Dirty read and cascade abort

Answer 16

(i) Transaction T1 updates object O1 and then releases its write lock, later T1 is aborted, and in the mean time, a transaction T2 puts a read lock on O1
(ii) T2 is reading dirty data as modifications of O1 made by T1 are cancelled when T1 aborts
(iii) This means T2 will have to abort, leading to cascade aborts.

Question 17

Strict 2 phase locking

Answer 17

The shrinking phase is made logically instantaneous as all locks are released together. This ensures independence property as a transaction can abort without causing cascade aborts.

Question 18

Simple deadlock prevention

Answer 18

Transaction never waits. If the transaction requesting a lock cannot obtain the lock (due to conflict), then the requesting transaction aborts

Question 19

Careful deadlock prevention

Answer 19

To permit waiting only if there is no danger of a deadlock. Transactions are assigned numbers (timestamps) using logical or physical clocks, such that transactions numbers are totally ordered

Question 20

Wait Die scheme

Answer 20

This is where an older transaction waits for a lock held by the younger one, and a younger transaction aborts if it wants a lock currently held by an older transaction.

Let Tr denote the transaction requesting a lock and Th denote the holder of the
lock, with whom the conflict occurs

if timestamp of Tr< timestamp of Th then Tr is old and waits else Tr is young and aborts

Question 21

Wound wait scheme

Answer 21

This is where only young waits for old, if an old transaction succeeds forcing its way to completion

Let Tr denote the transaction requesting a lock and Th denote the holder of the
lock, with whom the conflict occurs

if timestamp of Tr< timestamp of Th then Tr is old and waits else Tr is young and aborts

Question 22

2 Phase commit requirements

Answer 22

• The termination of the transaction is carried out under the control
  of the client . The first phase is used by the coordinator to determine the outcome for the transaction, the second phase is used to enforce the decision taken by the coordinator

-Every node maintains a file called the ‘transaction log’ or ‘intentions list’ on stable store. The log maintains information about the transactions that node is taking part.
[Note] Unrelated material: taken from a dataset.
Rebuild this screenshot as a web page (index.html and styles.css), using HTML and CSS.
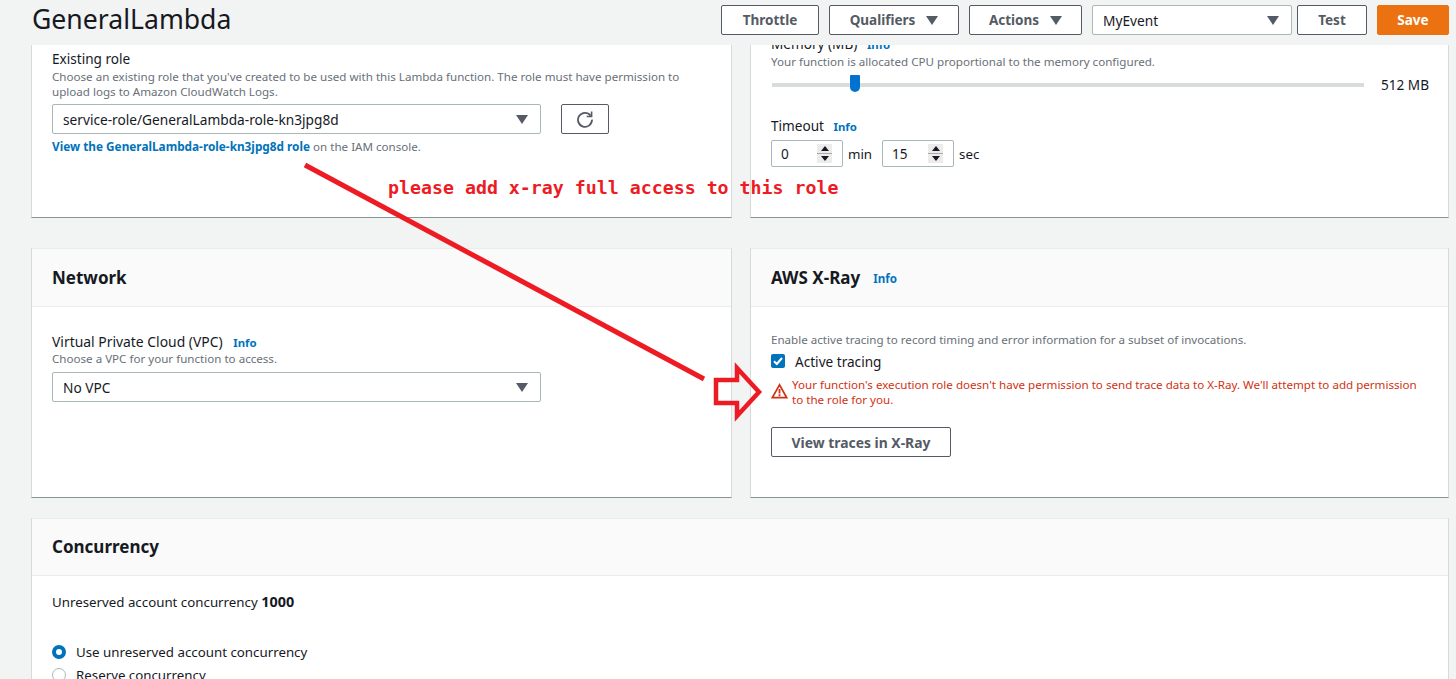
FILE: index.html
```html
<!DOCTYPE html>
<html lang="en">
<head>
    <meta charset="UTF-8">
    <title>GeneralLambda</title>
    <link rel="stylesheet" href="styles.css">
</head>
<body>

    <header class="topbar">
        <h1 class="fn-name">GeneralLambda</h1>
        <div class="actions">
            <button class="btn btn-throttle">Throttle</button>
            <button class="btn btn-qualifiers">Qualifiers <span class="caret"></span></button>
            <button class="btn btn-actions">Actions <span class="caret"></span></button>
            <div class="select select-event"><span>MyEvent</span><span class="caret"></span></div>
            <button class="btn btn-test">Test</button>
            <button class="btn btn-save">Save</button>
        </div>
    </header>

    <main class="content">
        <div class="row row-top">
            <section class="card card-role">
                <div class="label">Existing role</div>
                <p class="hint">Choose an existing role that you've created to be used with this Lambda function. The role must have permission to upload logs to Amazon CloudWatch Logs.</p>
                <div class="role-picker">
                    <div class="select select-wide"><span>service-role/GeneralLambda-role-kn3jpg8d</span><span class="caret"></span></div>
                    <button class="btn btn-refresh" aria-label="Refresh">
                        <svg width="18" height="18" viewBox="0 0 18 18" fill="none" stroke="#545b64" stroke-width="1.8">
                            <path d="M14.6 5.6A7 7 0 1 0 16 9.6"/>
                            <path d="M15.6 1.6v4.9h-4.9" stroke-width="1.6"/>
                        </svg>
                    </button>
                </div>
                <p class="hint role-link"><a href="#">View the GeneralLambda-role-kn3jpg8d role</a> on the IAM console.</p>
            </section>
            <section class="card card-memory">
                <div class="label label-clipped">Memory (MB) <a href="#" class="info">Info</a></div>
                <p class="hint">Your function is allocated CPU proportional to the memory configured.</p>
                <div class="slider-row">
                    <div class="slider"><span class="slider-thumb"></span></div>
                    <span class="slider-value">512 MB</span>
                </div>
                <div class="label timeout-label">Timeout <a href="#" class="info">Info</a></div>
                <div class="timeout">
                    <div class="spin"><span>0</span><span class="spin-btns"><i class="up"></i><i class="down"></i></span></div>
                    <span>min</span>
                    <div class="spin"><span>15</span><span class="spin-btns"><i class="up"></i><i class="down"></i></span></div>
                    <span>sec</span>
                </div>
            </section>
        </div>

        <div class="row row-mid">
            <section class="card">
                <h2 class="card-head">Network</h2>
                <div class="card-body network-body">
                    <div class="label">Virtual Private Cloud (VPC) <a href="#" class="info">Info</a></div>
                    <p class="hint">Choose a VPC for your function to access.</p>
                    <div class="select select-wide"><span>No VPC</span><span class="caret"></span></div>
                </div>
            </section>
            <section class="card">
                <h2 class="card-head">AWS X-Ray <a href="#" class="info">Info</a></h2>
                <div class="card-body xray-body">
                    <p class="hint">Enable active tracing to record timing and error information for a subset of invocations.</p>
                    <div class="check-row">
                        <span class="checkbox">
                            <svg width="14" height="14" viewBox="0 0 14 14" fill="none" stroke="#fff" stroke-width="2"><path d="M3 7.2l2.8 2.8L11 4"/></svg>
                        </span>
                        <span>Active tracing</span>
                    </div>
                    <div class="warning">
                        <svg width="17" height="16" viewBox="0 0 17 16" fill="none" stroke="#d13212" stroke-width="1.7">
                            <path d="M8.5 1.8L1.4 14.6h14.2z"/>
                            <path d="M8.5 6v4.5M8.5 11.3v2" stroke-width="1.8"/>
                        </svg>
                        <p>Your function's execution role doesn't have permission to send trace data to X-Ray. We'll attempt to add permission to the role for you.</p>
                    </div>
                    <button class="btn btn-traces">View traces in X-Ray</button>
                </div>
            </section>
        </div>

        <section class="card card-full">
            <h2 class="card-head">Concurrency</h2>
            <div class="card-body concurrency-body">
                <div class="unreserved">Unreserved account concurrency <b>1000</b></div>
                <div class="radio-row"><span class="radio radio-on"></span>Use unreserved account concurrency</div>
                <div class="radio-row"><span class="radio"></span>Reserve concurrency</div>
            </div>
        </section>
    </main>

    <!-- red markup drawn over the screenshot -->
    <div class="note">please add x-ray full access to this role</div>
    <svg class="markup" width="1456" height="679" viewBox="0 0 1456 679" fill="none" stroke="#ed1c24">
        <path d="M305 165L704 379" stroke-width="5"/>
        <path d="M716 380H737V368L759 392L737 416V403H716Z" stroke-width="4.5"/>
    </svg>

</body>
</html>
```

FILE: styles.css
```css
* {
    box-sizing: border-box;
}
html, body {
    height: 100%;
}
body {
    margin: 0;
    height: 679px;
    overflow: hidden;
    position: relative;
    background-color: #f2f3f3;
    color: #16191f;
    font-family: "Noto Sans", Arial, sans-serif;
    font-size: 13.3px;
}
a {
    color: #0073bb;
    text-decoration: none;
    font-weight: 700;
}
p {
    margin: 0;
}

/* top bar */
.topbar {
    height: 45px;
    padding: 5px 7px 0 32px;
    display: flex;
    justify-content: space-between;
    align-items: flex-start;
}
.fn-name {
    margin: -2px 0 0;
    font-size: 26.6px;
    line-height: 32px;
    font-weight: 400;
}
.actions {
    display: flex;
    align-items: flex-start;
}
.btn {
    height: 30px;
    padding: 0;
    background-color: #fff;
    border: 1px solid #545b64;
    border-radius: 2px;
    color: #545b64;
    font-family: inherit;
    font-size: 13.5px;
    font-weight: 700;
    display: inline-flex;
    align-items: center;
    justify-content: center;
}
.caret {
    width: 0;
    height: 0;
    border-left: 6px solid transparent;
    border-right: 6px solid transparent;
    border-top: 9px solid #545b64;
}
.btn .caret {
    margin-left: 11px;
}
.btn-throttle { width: 98px; margin-right: 10px; }
.btn-qualifiers { width: 130px; margin-right: 10px; }
.btn-actions { width: 113px; margin-right: 10px; }
.btn-test { width: 70px; margin-right: 10px; }
.btn-save {
    width: 72px;
    background-color: #ec7211;
    border-color: #ec7211;
    color: #fff;
}
.select {
    height: 30px;
    padding: 0 12px 0 10px;
    background-color: #fff;
    border: 1px solid #aab7b8;
    border-radius: 2px;
    display: flex;
    align-items: center;
    justify-content: space-between;
    font-size: 13.7px;
}
.select-event {
    width: 200px;
    margin-right: 5px;
}
.select-wide {
    width: 489px;
}

/* cards */
.content {
    padding: 0 7px 0 31px;
}
.row {
    display: grid;
    grid-template-columns: 701px 699px;
    gap: 18px;
}
.row-top {
    height: 173px;
    margin-bottom: 30px;
}
.row-mid {
    height: 250px;
    margin-bottom: 20px;
}
.card {
    background-color: #fff;
    border-left: 1px solid #d5dbdb;
    border-right: 1px solid #d5dbdb;
    border-bottom: 1px solid #879596;
    overflow: hidden;
}
.card-role {
    padding: 6px 20px 0;
}
.card-role .label {
    margin-bottom: 2px;
}
.card-memory {
    padding: 0 20px;
}
.card-head {
    margin: 0;
    height: 59px;
    padding: 0 20px;
    background-color: #fafafa;
    border-bottom: 1px solid #eaeded;
    box-shadow: inset 0 1px 0 #eaeded;
    font-size: 17px;
    font-weight: 700;
    display: flex;
    align-items: center;
    gap: 10px;
}
.card-head .info {
    font-size: 11.6px;
    margin-top: 2px;
    margin-left: 3px;
}
.card-body {
    padding: 26px 20px 0;
}
.label {
    font-size: 13.6px;
    line-height: 16px;
}
.label .info {
    font-size: 11.4px;
    margin-left: 6px;
}
.label-clipped {
    margin-top: -9px;
}
.hint {
    color: #687078;
    font-size: 11.6px;
    line-height: 15px;
}
.role-picker {
    margin-top: 5px;
    display: flex;
    gap: 20px;
}
.btn-refresh {
    width: 48px;
}
.role-link {
    margin-top: 5px;
}
.role-link a {
    font-size: 11.8px;
}

/* memory and timeout */
.card-memory .hint {
    margin-top: 1px;
}
.slider-row {
    margin-top: 7px;
    display: flex;
    align-items: center;
    height: 17px;
}
.slider {
    flex: none;
    margin-left: 1px;
    width: 592px;
    height: 4px;
    background-color: #d9dcdc;
    position: relative;
}
.slider-thumb {
    position: absolute;
    left: 78px;
    top: -8px;
    width: 10px;
    height: 17px;
    background-color: #0073d1;
    border-radius: 1px 1px 5px 5px;
}
.slider-value {
    margin-left: 17px;
    font-size: 13.6px;
    white-space: nowrap;
}
.timeout-label {
    margin-top: 25px;
}
.timeout {
    margin-top: 5px;
    display: flex;
    align-items: center;
    gap: 5px;
}
.spin {
    width: 72px;
    height: 27px;
    padding: 0 10px 0 9px;
    border: 1px solid #aab7b8;
    border-radius: 2px;
    display: flex;
    align-items: center;
    justify-content: space-between;
    font-size: 13.6px;
}
.timeout > span:nth-child(2) {
    margin-right: 5px;
}
.spin-btns {
    width: 15px;
    height: 19px;
    background: linear-gradient(#ececec 9px, #a9a9a9 9px, #a9a9a9 10px, #ececec 10px);
    display: flex;
    flex-direction: column;
    align-items: center;
    justify-content: space-around;
}
.spin-btns i {
    width: 0;
    height: 0;
    border-left: 4px solid transparent;
    border-right: 4px solid transparent;
}
.spin-btns .up { border-bottom: 5px solid #16191f; }
.spin-btns .down { border-top: 5px solid #16191f; }

/* network */
.network-body {
    padding-top: 27px;
}
.network-body .label {
    font-size: 13.9px;
}
.network-body .info {
    margin-left: 7px;
}
.network-body .select {
    margin-top: 6px;
}

/* x-ray */
.xray-body {
    padding-top: 25px;
}
.check-row {
    margin-top: 6px;
    display: flex;
    align-items: center;
    gap: 10px;
    height: 16px;
    font-size: 13.6px;
}
.checkbox {
    width: 14px;
    height: 14px;
    background-color: #0073bb;
    border-radius: 2px;
    display: flex;
}
.warning {
    margin-top: 9px;
    display: flex;
    gap: 4px;
    color: #d13212;
    font-size: 11.6px;
    line-height: 14.5px;
}
.warning svg {
    flex: none;
    margin-top: 5px;
}
.warning p {
    max-width: 632px;
}
.btn-traces {
    margin-top: 20px;
    width: 180px;
    font-size: 13.9px;
}

/* concurrency */
.card-full {
    height: 200px;
}
.card-full .card-head {
    height: 58px;
}
.concurrency-body {
    padding-top: 17px;
}
.unreserved {
    line-height: 18px;
}
.unreserved b {
    font-size: 14.4px;
}
.radio-row {
    display: flex;
    align-items: center;
    gap: 10px;
    height: 18px;
    margin-bottom: 5px;
}
.unreserved + .radio-row {
    margin-top: 32px;
}
.radio {
    width: 14px;
    height: 14px;
    border-radius: 50%;
    border: 1px solid #aab7b8;
    background-color: #fff;
}
.radio-on {
    border: 4px solid #0073bb;
}

/* annotation overlay */
.note {
    position: absolute;
    left: 388px;
    top: 177px;
    color: #ed1c24;
    font-family: "DejaVu Sans Mono", monospace;
    font-size: 18.25px;
    font-weight: 700;
    line-height: 22px;
    white-space: nowrap;
}
.markup {
    position: absolute;
    left: 0;
    top: 0;
    pointer-events: none;
}
```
• Every node has a recovery manager process that is executed during crash recovery of the node. The recovery manager scans the transaction log and tries to terminate the transactions that were interrupted by the crash.

Question 23

2PC algorithm

Answer 23

Client:
Phase1
send ‘get ready’ to all servers;
wait on timeout;
IF all reply ‘yes’ THEN {verdict := commit;
write verdict, transaction identifier, server
node addresses on the transaction log}
ELSE verdict := abort

Phase 2
Send verdict to all servers

Server
Phase 1
Wait on timeout for ‘get ready’ command;
IF none coming THEN abort;
IF command received and server wants to commit
THEN {copy new version of objects on the stable
store; write transaction identifier, coordinator
node address on the transaction log; send ‘yes’
to the coordinator} ELSE {send ‘no’; abort}

Phase 2
wait for the ‘verdict’; carry out the command;
IF no verdict coming THEN keep on checking
with the recovery manager of the coordinator
for the decision.